LE GENRE LITTERAIRE LE PLUS REPANDU AU YEMEN : LE ZAMEL
Issue 30
Le zamel représente un type ou une forme de poésie populaire du Yémen – ou, du moins, qui a pour origine le Yémen. Il est également le genre poétique le plus répandu dans ce pays. On appelle zamel « un type de rajaz (poème au mètre réputé facile) auquel les Yéménites ont recours lorsqu’ils se trouvent engagés dans une querelle ou une guerre : on voit alors le chef du groupe – qui, la plupart du temps, maîtrise l’art du zamel – ou quelqu’un d’autre se lever et improviser sur le mode du rajaz quelques vers dans son dialecte ; ces vers sont immédiatement repris par ses troupes qui les entonnent en chœur pour se mobiliser et se donner du cœur. De même, lorsqu’un groupe de gens ou les membres d’une tribu veulent faire entendre leurs revendications à un responsable, à un dirigeant politique ou à une autre tribu, ils envoient une délégation de représentants qui, dès leur arrivée à destination, se mettent à entonner le zamel qui contient leurs demandes et résume leurs doléances. Le zamel est le plus souvent en dialectal, le nombre de vers du poème varie de deux à huit.
On a pu penser que la pratique quotidienne a fini par faire du zamel une forme de folklore et de culture. Mais, avant de discuter de la teneur de cette affirmation, il convient de souligner la grande différence qui existe entre le zammel (avec deux m) et le badda’a : le premier est celui qui récite, psalmodie ou entonne le rajaz, le second est l’auteur du texte. On appelle le groupe ou les groupes qui se forment pour entonner collectivement ce type de poème les zammalas. Le plus souvent zammel et bada’a sont une seule et même personne. Le bada’a compose le poème, lequel est repris par le groupe derrière lui, mais il se contente rarement d’être l’auteur du texte, en général, il fait partie du chœur.
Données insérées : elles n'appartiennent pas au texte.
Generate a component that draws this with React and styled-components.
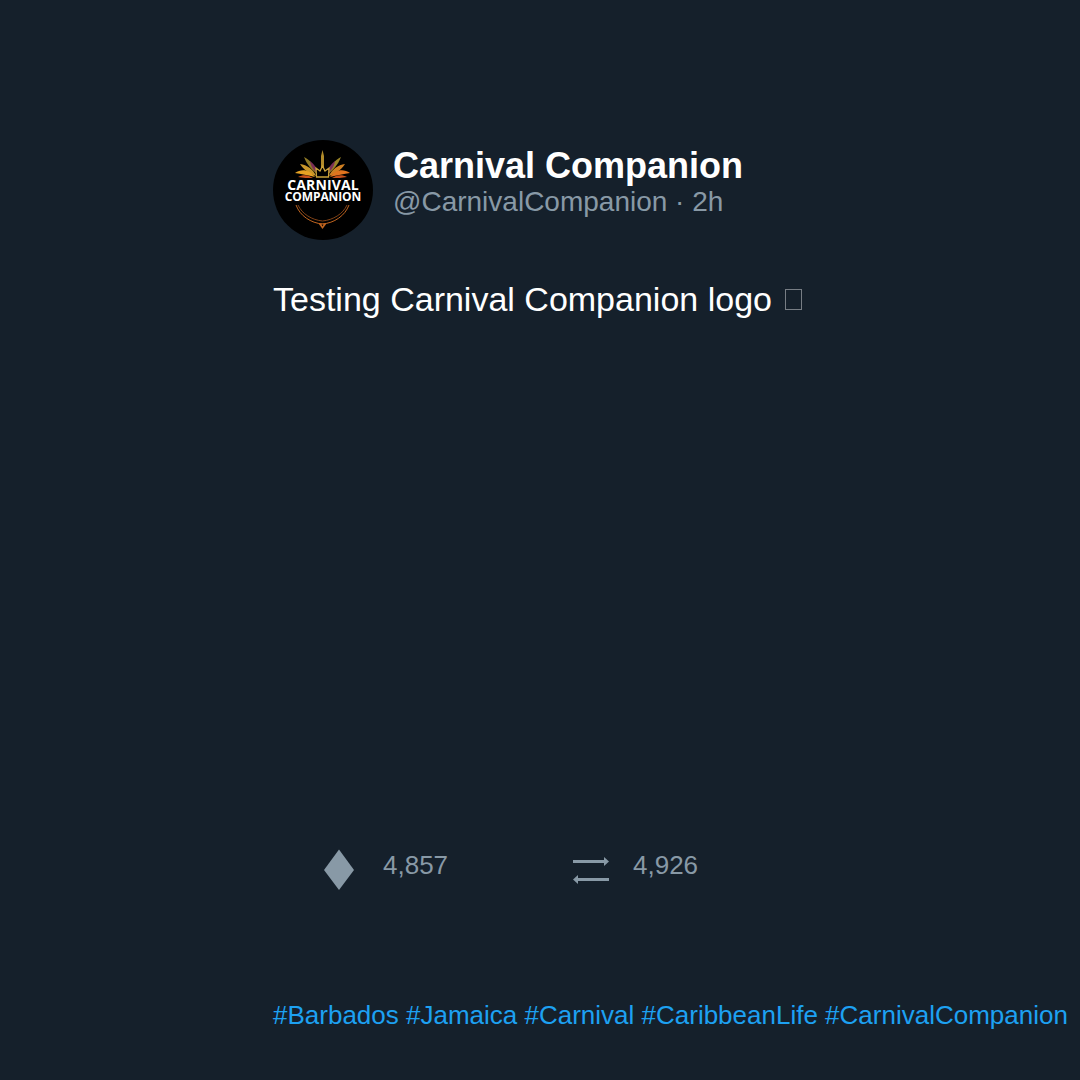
import React from "react";
import styled, { createGlobalStyle } from "styled-components";

const Global = createGlobalStyle`
  html, body { margin: 0; padding: 0; background: #15202b; }
`;

const Page = styled.div`
  width: 1080px;
  height: 1080px;
  background: #15202b;
  font-family: "Liberation Sans", Arial, sans-serif;
  display: flex;
  flex-direction: column;
  padding: 140px 0 0 273px;
  box-sizing: border-box;
  overflow: hidden;
`;

const Header = styled.header`
  display: flex;
  align-items: flex-start;
  gap: 20px;
`;

const Avatar = styled.div`
  width: 100px;
  height: 100px;
  border-radius: 50%;
  background: #000;
  overflow: hidden;
  position: relative;
  flex: none;
`;

const LogoWrap = styled.div`
  position: absolute;
  inset: 0;
  line-height: 0;
`;

const LogoText = styled.div`
  position: absolute;
  left: 0;
  right: 0;
  top: 38px;
  text-align: center;
  color: #fff;
  font-family: "Open Sans", sans-serif;
  font-weight: 700;
`;

const LogoLine = styled.div`
  font-size: ${(p) => p.$size}px;
  line-height: ${(p) => p.$line}px;
  letter-spacing: ${(p) => p.$track}px;
`;

const Names = styled.div`
  display: flex;
  flex-direction: column;
  margin-top: 6px;
`;

const Name = styled.div`
  color: #fff;
  font-size: 36px;
  font-weight: 700;
  line-height: 40px;
`;

const Handle = styled.div`
  color: #8899a6;
  font-size: 28px;
  line-height: 32px;
`;

const Body = styled.p`
  color: #fff;
  font-size: 34px;
  line-height: 40px;
  margin: 39px 0 0;
  height: 561px;
`;

const MissingGlyph = styled.span`
  display: inline-block;
  width: 15px;
  height: 19px;
  margin-left: 4px;
  border: 1px solid rgba(255, 255, 255, 0.42);
  vertical-align: 1px;
`;

const Stats = styled.div`
  display: flex;
  padding-left: 50px;
  height: 50px;
  align-items: center;
`;

const Stat = styled.div`
  display: flex;
  align-items: center;
  gap: ${(p) => p.$gap}px;
  width: ${(p) => p.$width}px;
  color: #8899a6;
  font-size: 26px;
`;

const IconBox = styled.div`
  width: ${(p) => p.$width}px;
  padding-top: 10px;
  display: flex;
  justify-content: center;
  flex: none;
`;

const Tags = styled.div`
  color: #1da1f2;
  font-size: 26px;
  line-height: 32px;
  margin-top: 109px;
  white-space: nowrap;
`;

const Leaf = ({ d, fill }) => <path d={d} fill={fill} />;

const Logo = () => (
  <svg width="100" height="100" viewBox="0 0 100 100">
    <Leaf d="M49.500 10 L51 16 L51 30 L48 30 L48 16 Z" fill="#b08a2a" />
    <Leaf d="M31 17 C37 20 42 26 44 34 C39 30 34 25 31 17 Z" fill="#8f7a26" />
    <Leaf d="M68 17 C62 20 57 26 55 34 C60 30 65 25 68 17 Z" fill="#9a8426" />
    <Leaf d="M37 21 C41 24 44 28 45 33 C41 31 38 27 37 21 Z" fill="#7d2f57" />
    <Leaf d="M62 21 C58 24 55 28 54 33 C58 31 61 27 62 21 Z" fill="#7d2f57" />
    <Leaf d="M27 24 C34 25 40 29 43 36 C37 34 31 30 27 24 Z" fill="#c9962a" />
    <Leaf d="M72 24 C65 25 59 29 56 36 C62 34 68 30 72 24 Z" fill="#cf7f22" />
    <Leaf d="M22 33 C29 28 37 30 42 37 C35 35 28 34 22 33 Z" fill="#e6a224" />
    <Leaf d="M77 33 C70 28 62 30 57 37 C64 35 71 34 77 33 Z" fill="#e2741f" />
    <Leaf d="M25 37 C30 34 36 35 40 38 C35 38 30 38 25 37 Z" fill="#c9511b" />
    <Leaf d="M74 37 C69 34 63 35 59 38 C64 38 69 38 74 37 Z" fill="#c9511b" />
    <path d="M43.500 37 L43 28 L47 31 L49.500 26 L52 31 L56 28 L55.500 37 Z" fill="#000" stroke="#c9a13a" strokeWidth="1.3" />
    <g fill="none">
      <path d="M23 65 C27 76 38 83 49.500 84 C61 83 72 76 76 65" stroke="#c2651f" strokeWidth="1" />
      <path d="M25 65 C29 74 39 80 49.500 81 C60 80 70 74 74 65" stroke="#8f4a1a" strokeWidth="0.9" />
    </g>
    <path d="M45.500 83.500 H53.500 L49.500 89 Z" fill="#c2651f" />
    <path d="M48.500 84.500 H50.500 L49.500 86.500 Z" fill="#000" />
  </svg>
);

export default function App() {
  return (
    <Page>
      <Global />
      <Header>
        <Avatar>
          <LogoWrap><Logo /></LogoWrap>
          <LogoText>
            <LogoLine $size={14} $line={13} $track={0.1}>CARNIVAL</LogoLine>
            <LogoLine $size={12} $line={11} $track={-0.1}>COMPANION</LogoLine>
          </LogoText>
        </Avatar>
        <Names>
          <Name>Carnival Companion</Name>
          <Handle>@CarnivalCompanion · 2h</Handle>
        </Names>
      </Header>
      <Body>Testing Carnival Companion logo <MissingGlyph /></Body>
      <Stats>
        <Stat $width={250} $gap={28}>
          <IconBox $width={32}>
            <svg width="32" height="42" viewBox="0 0 32 42"><path d="M16 0.500 L31 21 L16 41 L1 21 Z" fill="#8899a6" /></svg>
          </IconBox>
          <span>4,857</span>
        </Stat>
        <Stat $width={250} $gap={22}>
          <IconBox $width={38}>
            <svg width="38" height="30" viewBox="0 0 38 30">
              <path d="M0 6.500 H32" stroke="#8899a6" strokeWidth="3" />
              <path d="M31 2 L36 6.500 L31 11 Z" fill="#8899a6" />
              <path d="M4 24.500 H36" stroke="#8899a6" strokeWidth="3" />
              <path d="M5 20 L0 24.500 L5 29 Z" fill="#8899a6" />
            </svg>
          </IconBox>
          <span>4,926</span>
        </Stat>
      </Stats>
      <Tags>#Barbados #Jamaica #Carnival #CaribbeanLife #CarnivalCompanion</Tags>
    </Page>
  );
}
Son chant est ensuite appris, puis il est transmis d’une génération à l’autre si bien que son nom finit par disparaître des mémoires, que son chant devient un héritage inscrit au grand registre du patrimoine collectif et ancré dans la mémoire du groupe, et que son œuvre sert de support à des contes de longueur variable.
On appelle ce poète badda’a (superlatif d’inventeur) parce qu’il invente le zamel en tant qu’art témoignant de la réalité du groupe. Une fois le zamel devenu chant on emploie le pluriel zawamel en référence au nombre de voix qui l’entonnent.
Les thèmes du zamel se multiplient au rythme de l’évolution des conditions, événements et aléas de la vie. Il est présent en temps de guerre comme en temps de paix, dans les crises, les incidents graves et les événements les plus douloureux aussi bien que dans les moments de liesse, les réceptions, les cérémonies d’adieu ou les joutes où chacun fait enchère de la gloire de son clan. C’est aussi un forum où les hommes s’expriment en toute liberté et proclament haut et fort les valeurs les plus nobles de cohabitation pacifique, de secours à ceux qui sont dans la détresse et de soutien aux victimes des injustices. Et c’est également un moyen pour conserver la mémoire du groupe et « archiver » les événements les plus contingents et les péripéties des luttes tribales.